The observations of Kaye J (as his Honour then was) in Dudas v Monash City Council; Tarawa-Shearer v Darebin City Council,[43] are apposite:
Ordinarily, a party is bound by the conduct of its case at first instance. However, that principle is not absolute in its application, and it admits of exceptions. The ultimate test is whether it is in the interests of justice that the parties be entitled to agitate, on appeal, an issue which was either not argued, or conceded, at first instance. The interests of justice include the public interest in the finality of litigation, and in the proper and orderly administration of justice, by which, ordinarily, the issues between parties are settled at first instance. On the other hand, it is recognised that where all the facts have been properly established at first instance, and where the point, sought to be agitated for the first time on appeal, is one of construction or of law, it may be in the interests of justice for the appellate court to entertain the point.[44]
[43][2012] VSC 578.
[44]Ibid [25] (citations omitted).
In the present case, the point which is sought to be agitated for the first time on appeal is not one of construction or law. Rather, the point raised is whether MKB should be permitted to advance further evidence of factual matters.

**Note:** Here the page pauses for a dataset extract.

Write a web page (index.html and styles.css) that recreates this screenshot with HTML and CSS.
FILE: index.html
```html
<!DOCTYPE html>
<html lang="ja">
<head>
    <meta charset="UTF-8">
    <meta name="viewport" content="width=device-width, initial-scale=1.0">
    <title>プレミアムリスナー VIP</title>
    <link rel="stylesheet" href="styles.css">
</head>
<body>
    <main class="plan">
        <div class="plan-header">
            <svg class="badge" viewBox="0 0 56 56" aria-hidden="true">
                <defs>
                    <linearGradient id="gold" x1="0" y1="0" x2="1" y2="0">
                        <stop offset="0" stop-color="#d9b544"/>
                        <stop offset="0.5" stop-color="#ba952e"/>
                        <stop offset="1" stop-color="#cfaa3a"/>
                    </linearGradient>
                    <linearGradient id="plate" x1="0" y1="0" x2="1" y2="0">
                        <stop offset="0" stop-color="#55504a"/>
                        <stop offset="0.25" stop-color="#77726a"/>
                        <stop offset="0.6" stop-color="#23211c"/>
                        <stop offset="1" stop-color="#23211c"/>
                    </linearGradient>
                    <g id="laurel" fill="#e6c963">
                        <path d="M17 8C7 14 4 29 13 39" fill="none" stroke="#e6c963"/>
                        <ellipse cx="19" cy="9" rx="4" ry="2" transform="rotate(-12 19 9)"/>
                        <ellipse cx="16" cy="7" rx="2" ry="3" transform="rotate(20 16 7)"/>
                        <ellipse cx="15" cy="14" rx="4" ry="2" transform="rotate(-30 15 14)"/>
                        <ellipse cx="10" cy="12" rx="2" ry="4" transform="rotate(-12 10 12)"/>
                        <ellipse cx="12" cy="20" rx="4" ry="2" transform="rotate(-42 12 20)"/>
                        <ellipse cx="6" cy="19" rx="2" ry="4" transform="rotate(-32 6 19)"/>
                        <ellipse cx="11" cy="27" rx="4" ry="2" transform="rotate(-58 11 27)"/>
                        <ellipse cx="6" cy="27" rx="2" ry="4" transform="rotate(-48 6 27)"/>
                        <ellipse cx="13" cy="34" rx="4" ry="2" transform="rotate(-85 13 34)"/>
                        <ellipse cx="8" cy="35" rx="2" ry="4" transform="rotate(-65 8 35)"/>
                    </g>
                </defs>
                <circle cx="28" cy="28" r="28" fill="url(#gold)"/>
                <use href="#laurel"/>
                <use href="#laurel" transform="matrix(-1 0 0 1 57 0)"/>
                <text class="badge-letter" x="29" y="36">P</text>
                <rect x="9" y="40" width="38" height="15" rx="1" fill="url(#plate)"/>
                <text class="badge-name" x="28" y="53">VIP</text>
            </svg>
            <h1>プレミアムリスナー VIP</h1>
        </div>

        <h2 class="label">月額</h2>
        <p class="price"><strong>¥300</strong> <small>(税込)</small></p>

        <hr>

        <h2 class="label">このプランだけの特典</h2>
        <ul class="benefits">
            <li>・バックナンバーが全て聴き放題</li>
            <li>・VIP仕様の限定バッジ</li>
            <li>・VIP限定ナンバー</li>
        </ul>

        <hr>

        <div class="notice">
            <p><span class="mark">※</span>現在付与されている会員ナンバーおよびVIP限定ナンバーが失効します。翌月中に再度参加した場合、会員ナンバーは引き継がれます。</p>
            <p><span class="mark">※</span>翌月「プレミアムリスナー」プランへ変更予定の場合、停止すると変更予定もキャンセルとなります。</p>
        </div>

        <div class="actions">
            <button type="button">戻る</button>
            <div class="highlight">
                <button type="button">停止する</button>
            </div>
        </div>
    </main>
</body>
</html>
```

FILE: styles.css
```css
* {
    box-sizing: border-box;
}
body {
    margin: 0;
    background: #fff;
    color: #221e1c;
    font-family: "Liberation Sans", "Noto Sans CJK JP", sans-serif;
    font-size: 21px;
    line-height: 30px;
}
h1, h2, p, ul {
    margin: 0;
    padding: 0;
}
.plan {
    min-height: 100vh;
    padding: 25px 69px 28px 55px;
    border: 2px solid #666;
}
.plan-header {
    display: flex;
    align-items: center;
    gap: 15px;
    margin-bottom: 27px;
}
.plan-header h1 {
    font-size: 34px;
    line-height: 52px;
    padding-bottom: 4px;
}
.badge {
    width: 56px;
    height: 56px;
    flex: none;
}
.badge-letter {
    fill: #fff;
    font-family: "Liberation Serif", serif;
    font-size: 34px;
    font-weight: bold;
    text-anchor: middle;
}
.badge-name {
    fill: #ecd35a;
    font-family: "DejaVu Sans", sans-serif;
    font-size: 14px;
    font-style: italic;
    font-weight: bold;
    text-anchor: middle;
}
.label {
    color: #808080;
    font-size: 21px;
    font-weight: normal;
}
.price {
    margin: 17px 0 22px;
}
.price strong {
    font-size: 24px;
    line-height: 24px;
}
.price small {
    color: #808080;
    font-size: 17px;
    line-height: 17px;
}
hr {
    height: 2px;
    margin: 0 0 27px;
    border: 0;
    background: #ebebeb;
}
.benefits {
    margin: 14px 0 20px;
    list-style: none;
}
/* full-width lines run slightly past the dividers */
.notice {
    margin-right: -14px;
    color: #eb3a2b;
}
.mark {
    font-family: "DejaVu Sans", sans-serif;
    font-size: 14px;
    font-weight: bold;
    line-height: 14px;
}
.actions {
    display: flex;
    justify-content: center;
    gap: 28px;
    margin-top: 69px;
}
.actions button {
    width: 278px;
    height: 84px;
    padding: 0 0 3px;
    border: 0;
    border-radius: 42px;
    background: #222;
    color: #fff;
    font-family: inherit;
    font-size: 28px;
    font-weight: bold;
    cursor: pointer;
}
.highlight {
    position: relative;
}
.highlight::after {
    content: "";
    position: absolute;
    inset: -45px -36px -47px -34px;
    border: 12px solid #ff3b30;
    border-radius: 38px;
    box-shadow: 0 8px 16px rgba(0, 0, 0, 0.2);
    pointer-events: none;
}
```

If, contrary to the findings set out above, I was satisfied that Mr Guymer’s affidavit provides a satisfactory explanation for delay, I would nevertheless refrain from exercising the discretion to admit the further evidence. MKB is bound by the conduct of its lawyers. If it considers that they have acted negligently, there may be avenues available to it to recover any consequential loss.
Mr Pizer quite properly conceded that, absent the further evidence, the appeal from Zammit AsJ’s decision had no prospects of success.[45] In circumstances where I have refused to admit the further evidence, the appeal from Zammit AsJ’s decision must be dismissed. I shall provide an opportunity to the parties to make submissions on the question of costs.
[45]Transcript of Proceedings, MK Builders Pty Ltd v 420 Balcombe Road Pty Ltd & Anor (Supreme Court of Victoria, S CI 2014 04871, McDonald J, 10 June 2015) T44 LL21-24.